L'attesa della gloria allora è piena di speranza". A questa memoria tanto efficace si collegano altre
memorie meno significative, certo, eppure portatrici pur esse di una certa densità di presenza, che
assicura una efficacia di familiarità e di servizio a ciò che continua a essere presente. Ne può nascere
addirittura una "spiritualità della memoria".
Don Paolo si è impegnato allo spasimo in questo servizio alla memoria. Un incendio di cinquant’
anni fa aveva distrutto una delle sue parrocchie, Sauze di Cesana, e inclemenza del tempo abbinata
all’incuria degli uomini avevano ridotto molto male quel gioiello di San Restituto, isolato sul pendio
del monte, circondato solo dalle tombe del cimitero. La tenacia del pastore, che non si dava per vinto
dal trascorrere degli anni e dalle difficoltà sempre più grandi a far riconoscere accanto alle esigenze
elementari evidenziate dalla crisi la necessità primaria di non perdere valori pur essi vitali, ottenne il
ritorno alla vita di quelle strutture. Restaurate le pietre, anche le tombe hanno ripreso a dialogare con
il vissuto di quanti accolgono l’invito ad affacciarsi a quella storia.
Non si deve pensare che il libro che abbiamo tra mano sia a servizio di un nostalgico "amarcord"; lo si
deve invece classificare nella categoria quasi di una confessione, che non vuole essere un bilancio ma
certo si presta per un richiamo di tante tappe d'un cammino appassionante. Il cammino di un "Wanderer",
di uno che non è vagabondo, neppure solo viandante, ma pellegrino, che apprezza il cammino perché
lo porta fuori di sé, alla meta agognata: egli vorrebbe partecipare agli amici questa condizione. Ed
è testimonianza della gioia: "Vedete – dice don Paolo – se ci può essere situazione migliore di questa".

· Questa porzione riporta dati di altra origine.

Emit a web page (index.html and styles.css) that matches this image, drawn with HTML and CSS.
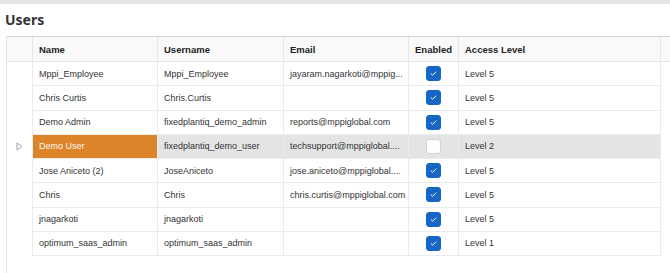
FILE: index.html
```html
<!DOCTYPE html>
<html lang="en">
<head>
  <meta charset="UTF-8" />
  <title>Users</title>
  <link rel="stylesheet" href="styles.css">
</head>
<body>
  <div class="topbar"></div>
  <h2 class="page-title">Users</h2>

  <div class="grid-wrap">
    <div class="grid">
      <div class="cell head ind"></div>
      <div class="cell head">Name</div>
      <div class="cell head">Username</div>
      <div class="cell head">Email</div>
      <div class="cell head center">Enabled</div>
      <div class="cell head">Access Level</div>
      <div class="cell head filler"></div>

      <div class="row">
        <div class="cell ind"></div>
        <div class="cell name">Mppi_Employee</div>
        <div class="cell">Mppi_Employee</div>
        <div class="cell">jayaram.nagarkoti@mppig...</div>
        <div class="cell center"><span class="check on"><svg viewBox="0 0 15 15"><path d="M4.4 7.6 L6.5 9.6 L10.6 5.4"/></svg></span></div>
        <div class="cell">Level 5</div>
        <div class="cell filler"></div>
      </div>

      <div class="row">
        <div class="cell ind"></div>
        <div class="cell name">Chris Curtis</div>
        <div class="cell">Chris.Curtis</div>
        <div class="cell"></div>
        <div class="cell center"><span class="check on"><svg viewBox="0 0 15 15"><path d="M4.4 7.6 L6.5 9.6 L10.6 5.4"/></svg></span></div>
        <div class="cell">Level 5</div>
        <div class="cell filler"></div>
      </div>

      <div class="row">
        <div class="cell ind"></div>
        <div class="cell name">Demo Admin</div>
        <div class="cell">fixedplantiq_demo_admin</div>
        <div class="cell">reports@mppiglobal.com</div>
        <div class="cell center"><span class="check on"><svg viewBox="0 0 15 15"><path d="M4.4 7.6 L6.5 9.6 L10.6 5.4"/></svg></span></div>
        <div class="cell">Level 5</div>
        <div class="cell filler"></div>
      </div>

      <div class="row selected">
        <div class="cell ind"><svg class="pointer" viewBox="0 0 7 9"><path d="M1 1 L6 4.5 L1 8 Z"/></svg></div>
        <div class="cell name">Demo User</div>
        <div class="cell">fixedplantiq_demo_user</div>
        <div class="cell">techsupport@mppiglobal....</div>
        <div class="cell center"><span class="check"></span></div>
        <div class="cell">Level 2</div>
        <div class="cell filler"></div>
      </div>

      <div class="row">
        <div class="cell ind"></div>
        <div class="cell name">Jose Aniceto (2)</div>
        <div class="cell">JoseAniceto</div>
        <div class="cell">jose.aniceto@mppiglobal....</div>
        <div class="cell center"><span class="check on"><svg viewBox="0 0 15 15"><path d="M4.4 7.6 L6.5 9.6 L10.6 5.4"/></svg></span></div>
        <div class="cell">Level 5</div>
        <div class="cell filler"></div>
      </div>

      <div class="row">
        <div class="cell ind"></div>
        <div class="cell name">Chris</div>
        <div class="cell">Chris</div>
        <div class="cell">chris.curtis@mppiglobal.com</div>
        <div class="cell center"><span class="check on"><svg viewBox="0 0 15 15"><path d="M4.4 7.6 L6.5 9.6 L10.6 5.4"/></svg></span></div>
        <div class="cell">Level 5</div>
        <div class="cell filler"></div>
      </div>

      <div class="row">
        <div class="cell ind"></div>
        <div class="cell name">jnagarkoti</div>
        <div class="cell">jnagarkoti</div>
        <div class="cell"></div>
        <div class="cell center"><span class="check on"><svg viewBox="0 0 15 15"><path d="M4.4 7.6 L6.5 9.6 L10.6 5.4"/></svg></span></div>
        <div class="cell">Level 5</div>
        <div class="cell filler"></div>
      </div>

      <div class="row">
        <div class="cell ind"></div>
        <div class="cell name">optimum_saas_admin</div>
        <div class="cell">optimum_saas_admin</div>
        <div class="cell"></div>
        <div class="cell center"><span class="check on"><svg viewBox="0 0 15 15"><path d="M4.4 7.6 L6.5 9.6 L10.6 5.4"/></svg></span></div>
        <div class="cell">Level 1</div>
        <div class="cell filler"></div>
      </div>
    </div>
  </div>
</body>
</html>
```

FILE: styles.css
```css
* {
  box-sizing: border-box;
  margin: 0;
  padding: 0;
}

html, body {
  height: 100%;
}

body {
  display: flex;
  flex-direction: column;
  overflow: hidden;
  background: #fff;
  color: #333;
  font-family: 'Liberation Sans', Arial, sans-serif;
  font-size: 9px;
}

.topbar {
  flex-shrink: 0;
  height: 4px;
  background: #e6e6e6;
}

.page-title {
  padding: 6px 0 0 5px;
  margin-bottom: 7px;
  font-family: 'Noto Sans', sans-serif;
  font-size: 14px;
  font-weight: 700;
  line-height: 19px;
  color: #333;
}

/* grid */
.grid-wrap {
  flex: 1;
  margin-left: 6px;
  border-top: 1px solid #d6d6d6;
  border-left: 1px solid #e4e4e4;
}

.grid {
  display: grid;
  grid-template-columns: 26px 125px 126px 125px 50px 202px 1fr;
  grid-template-rows: 25px;
  grid-auto-rows: 24.25px;
}

.row {
  display: contents;
}

.cell {
  display: flex;
  align-items: center;
  padding: 0 6px;
  border-right: 1px solid #ebebeb;
  border-bottom: 1px solid #ebebeb;
  white-space: nowrap;
  overflow: hidden;
}

.cell.center {
  justify-content: center;
  padding: 0;
}

.head {
  background: #f9f9f9;
  border-color: #e6e6e6;
  font-size: 9.5px;
  font-weight: 700;
  color: #222;
}

.row .ind {
  border-bottom: none;
  justify-content: center;
  padding: 0;
}

.filler {
  border-right: none;
}

.row .filler {
  border-bottom: none;
}

/* checkbox */
.check {
  display: block;
  width: 15px;
  height: 15px;
  border-radius: 3px;
  background: #fff;
  border: 1px solid #d2d2d2;
}

.check.on {
  background: #1666c5;
  border-color: #1666c5;
}

.check svg {
  display: block;
  width: 13px;
  height: 13px;
  fill: none;
  stroke: #fff;
  stroke-width: 1.1;
}

.pointer {
  width: 7px;
  height: 9px;
  fill: none;
  stroke: #a3a3a3;
  stroke-width: 1;
}

/* selected row */
.row.selected .cell {
  background: #e4e4e4;
}

.row.selected .ind,
.row.selected .filler {
  background: #fff;
}

.row.selected .name {
  background: #db8429;
  color: #fff6ee;
}
```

Senza nostalgia egli pensa al senso degli anni del suo lavoro e ritiene che ora, in quella che potrebbe
essere "l'ultima fase della mia vita, che risulta essere la più bella", gli è possibile dire: "La mia presenza
dunque qui non è vana".
Si potrebbe forse classificare questo genere di comunicazione graficamente tra gli esemplari dell'arte
povera, ma l'assenza della ricercatezza è forse un aiuto a non fermarsi al secondario, per individuare
il nucleo di un messaggio affidato a testi di diversa lunghezza. Siamo riconoscenti alla professoressa
Maria Clotilde Merlin Massaiu per il paziente lavoro di elucidazione e commento con cui ha arricchito
l'opera di don Paolo, ricorrendo il più possibile ai suoi stessi scritti, ma poi anche a opere di noti scrittori
e a documenti della diocesi e dei vescovi, in particolare l'amato mons. Bernardetto e l’indimenticabile
Can. Natalino Bartolomasi.
Ci accommiatiamo da quest'opera con molti messaggi, suggeriti ed evidenziati nei vari momenti della
vita parrocchiale: un'opera tanto appassionata, libera, cristallina, che dalle piccole cose prende l'impulso
per slanci suggestivi, che spaziano dal tema della "via pulchritudinis" alla nostalgia della santità,
al programma di una vita "insieme", che sola può garantire un'esistenza aperta al mistero, nella conoscenza
e nell'amore di Cristo. Non ci stupisce una confidenza dell'Autore, che sommessamente ci rivela:
"Hai nelle mani il mio testamento spirituale".